* Supplied data
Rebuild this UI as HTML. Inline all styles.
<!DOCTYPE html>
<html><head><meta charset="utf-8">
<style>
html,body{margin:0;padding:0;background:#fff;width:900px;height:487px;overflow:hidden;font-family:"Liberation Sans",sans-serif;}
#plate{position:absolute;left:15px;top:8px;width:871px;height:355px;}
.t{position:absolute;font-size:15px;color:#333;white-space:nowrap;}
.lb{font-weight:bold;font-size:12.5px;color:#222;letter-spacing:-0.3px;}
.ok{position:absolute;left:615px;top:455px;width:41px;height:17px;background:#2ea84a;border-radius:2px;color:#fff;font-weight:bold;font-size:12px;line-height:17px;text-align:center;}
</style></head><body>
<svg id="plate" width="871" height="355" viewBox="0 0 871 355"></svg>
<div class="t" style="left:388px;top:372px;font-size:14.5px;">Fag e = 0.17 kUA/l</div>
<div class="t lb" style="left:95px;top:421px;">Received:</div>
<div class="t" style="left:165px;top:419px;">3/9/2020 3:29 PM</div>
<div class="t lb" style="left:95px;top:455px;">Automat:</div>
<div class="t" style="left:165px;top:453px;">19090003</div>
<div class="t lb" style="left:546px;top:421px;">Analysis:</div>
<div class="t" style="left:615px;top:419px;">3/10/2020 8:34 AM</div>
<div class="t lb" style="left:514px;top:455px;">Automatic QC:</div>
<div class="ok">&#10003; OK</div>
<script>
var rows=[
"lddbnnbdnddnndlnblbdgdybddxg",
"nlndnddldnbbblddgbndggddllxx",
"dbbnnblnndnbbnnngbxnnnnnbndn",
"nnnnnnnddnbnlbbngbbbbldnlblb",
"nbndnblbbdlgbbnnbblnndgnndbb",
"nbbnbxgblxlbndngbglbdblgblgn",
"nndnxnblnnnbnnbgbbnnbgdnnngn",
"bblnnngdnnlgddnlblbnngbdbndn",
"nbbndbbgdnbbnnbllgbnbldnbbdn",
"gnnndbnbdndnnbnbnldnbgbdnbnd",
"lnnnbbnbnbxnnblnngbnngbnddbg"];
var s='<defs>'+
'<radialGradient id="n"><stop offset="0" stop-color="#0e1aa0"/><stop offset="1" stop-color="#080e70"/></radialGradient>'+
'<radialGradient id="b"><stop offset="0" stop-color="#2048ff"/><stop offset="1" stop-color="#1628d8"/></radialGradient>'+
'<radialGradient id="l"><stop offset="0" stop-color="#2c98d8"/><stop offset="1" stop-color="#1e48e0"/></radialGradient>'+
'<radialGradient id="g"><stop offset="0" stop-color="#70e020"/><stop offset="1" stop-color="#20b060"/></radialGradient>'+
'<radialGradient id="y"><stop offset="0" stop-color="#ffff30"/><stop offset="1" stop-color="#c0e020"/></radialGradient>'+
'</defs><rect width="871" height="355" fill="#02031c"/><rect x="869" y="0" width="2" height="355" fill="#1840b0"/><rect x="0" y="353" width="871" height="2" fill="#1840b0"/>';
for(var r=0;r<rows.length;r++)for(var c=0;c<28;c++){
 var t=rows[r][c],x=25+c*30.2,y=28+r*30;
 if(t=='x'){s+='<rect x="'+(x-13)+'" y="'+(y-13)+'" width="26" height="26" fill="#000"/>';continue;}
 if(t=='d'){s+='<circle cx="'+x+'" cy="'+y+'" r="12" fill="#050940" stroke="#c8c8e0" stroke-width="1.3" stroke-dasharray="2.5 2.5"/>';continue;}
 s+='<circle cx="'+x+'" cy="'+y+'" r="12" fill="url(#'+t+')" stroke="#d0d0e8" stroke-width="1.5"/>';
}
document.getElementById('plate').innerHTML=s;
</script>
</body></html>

* Task requirements
Retype all of the material above with every character intact.

* Final answer
Rebuild this UI as HTML. Inline all styles.
<!DOCTYPE html>
<html><head><meta charset="utf-8">
<style>
html,body{margin:0;padding:0;background:#fff;width:900px;height:487px;overflow:hidden;font-family:"Liberation Sans",sans-serif;}
#plate{position:absolute;left:15px;top:8px;width:871px;height:355px;}
.t{position:absolute;font-size:15px;color:#333;white-space:nowrap;}
.lb{font-weight:bold;font-size:12.5px;color:#222;letter-spacing:-0.3px;}
.ok{position:absolute;left:615px;top:455px;width:41px;height:17px;background:#2ea84a;border-radius:2px;color:#fff;font-weight:bold;font-size:12px;line-height:17px;text-align:center;}
</style></head><body>
<svg id="plate" width="871" height="355" viewBox="0 0 871 355"></svg>
<div class="t" style="left:388px;top:372px;font-size:14.5px;">Fag e = 0.17 kUA/l</div>
<div class="t lb" style="left:95px;top:421px;">Received:</div>
<div class="t" style="left:165px;top:419px;">3/9/2020 3:29 PM</div>
<div class="t lb" style="left:95px;top:455px;">Automat:</div>
<div class="t" style="left:165px;top:453px;">19090003</div>
<div class="t lb" style="left:546px;top:421px;">Analysis:</div>
<div class="t" style="left:615px;top:419px;">3/10/2020 8:34 AM</div>
<div class="t lb" style="left:514px;top:455px;">Automatic QC:</div>
<div class="ok">&#10003; OK</div>
<script>
var rows=[
"lddbnnbdnddnndlnblbdgdybddxg",
"nlndnddldnbbblddgbndggddllxx",
"dbbnnblnndnbbnnngbxnnnnnbndn",
"nnnnnnnddnbnlbbngbbbbldnlblb",
"nbndnblbbdlgbbnnbblnndgnndbb",
"nbbnbxgblxlbndngbglbdblgblgn",
"nndnxnblnnnbnnbgbbnnbgdnnngn",
"bblnnngdnnlgddnlblbnngbdbndn",
"nbbndbbgdnbbnnbllgbnbldnbbdn",
"gnnndbnbdndnnbnbnldnbgbdnbnd",
"lnnnbbnbnbxnnblnngbnngbnddbg"];
var s='<defs>'+
'<radialGradient id="n"><stop offset="0" stop-color="#0e1aa0"/><stop offset="1" stop-color="#080e70"/></radialGradient>'+
'<radialGradient id="b"><stop offset="0" stop-color="#2048ff"/><stop offset="1" stop-color="#1628d8"/></radialGradient>'+
'<radialGradient id="l"><stop offset="0" stop-color="#2c98d8"/><stop offset="1" stop-color="#1e48e0"/></radialGradient>'+
'<radialGradient id="g"><stop offset="0" stop-color="#70e020"/><stop offset="1" stop-color="#20b060"/></radialGradient>'+
'<radialGradient id="y"><stop offset="0" stop-color="#ffff30"/><stop offset="1" stop-color="#c0e020"/></radialGradient>'+
'</defs><rect width="871" height="355" fill="#02031c"/><rect x="869" y="0" width="2" height="355" fill="#1840b0"/><rect x="0" y="353" width="871" height="2" fill="#1840b0"/>';
for(var r=0;r<rows.length;r++)for(var c=0;c<28;c++){
 var t=rows[r][c],x=25+c*30.2,y=28+r*30;
 if(t=='x'){s+='<rect x="'+(x-13)+'" y="'+(y-13)+'" width="26" height="26" fill="#000"/>';continue;}
 if(t=='d'){s+='<circle cx="'+x+'" cy="'+y+'" r="12" fill="#050940" stroke="#c8c8e0" stroke-width="1.3" stroke-dasharray="2.5 2.5"/>';continue;}
 s+='<circle cx="'+x+'" cy="'+y+'" r="12" fill="url(#'+t+')" stroke="#d0d0e8" stroke-width="1.5"/>';
}
document.getElementById('plate').innerHTML=s;
</script>
</body></html>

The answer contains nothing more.